Terminology That's Not

From Dictionary.com [Dictionary.com]:

file1   Audio pronunciation of "file" ( P )  Pronunciation Key  (fl)
  1. A container, such as a cabinet or folder, for keeping papers in order.
  2. A collection of papers or published materials kept or arranged in convenient order.
  3. Computer Science. A collection of related data or program records stored as a unit with a single name.
    1. A line of persons, animals, or things positioned one behind the other.
    2. A line of troops or military vehicles so positioned.
  4. Games. Any of the rows of squares that run forward and backward between players on a playing board in chess or checkers.
  5. Archaic. A list or roll.

So let me get this straight, a file in the physical sense is a container or collection of data (either hetero- or homogenous). And this concept is the analog we use to describe an image? I've always had this thing about the terminology that has been applied to computer concepts, I don't really like it. Especially the whole desktop concept and the terminological baggage that came with that crap! Don't even get me started on terms like Desktop and Folder!

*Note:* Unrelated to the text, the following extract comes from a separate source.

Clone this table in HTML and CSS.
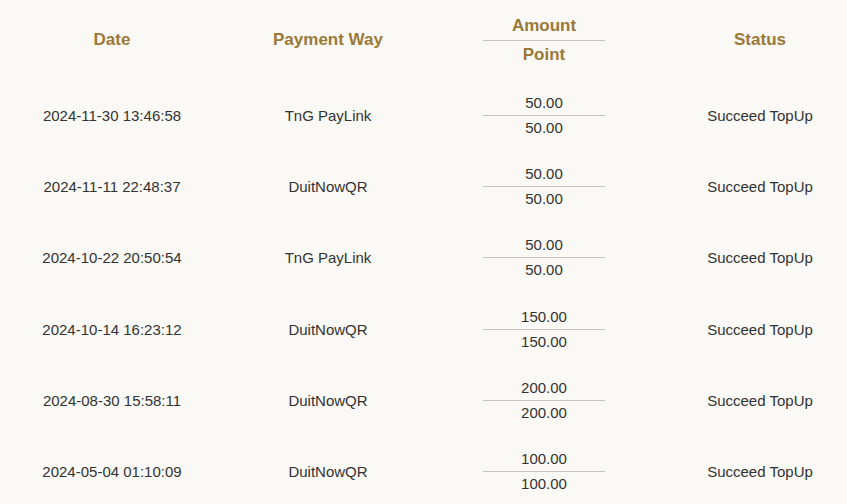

Now of all people I understand the need for an analog to computer concepts that lay people can associate with and when Windows 3.1/95 was around most people could identify with the whole office concept. However, the current generation of computer users is a little more technically savvy than the previous workforce. Maybe it is time for new, more descriptive terminology. Terms that don't necessarily have a physical analog, but describe what the concept is. For example, the file concept is a defined as A collection of related data or program records stored as a unit with a single name.

I don't necesairly agree with this. In my mind the computer file is just a data container. It generally has a name, some attributes (creation time, etc.) and contains data, duh! Maybe data container isn't the best term, but I think it better represents what a file truly is. Of course this can be abstracted even more if you take directories/folders into consideration.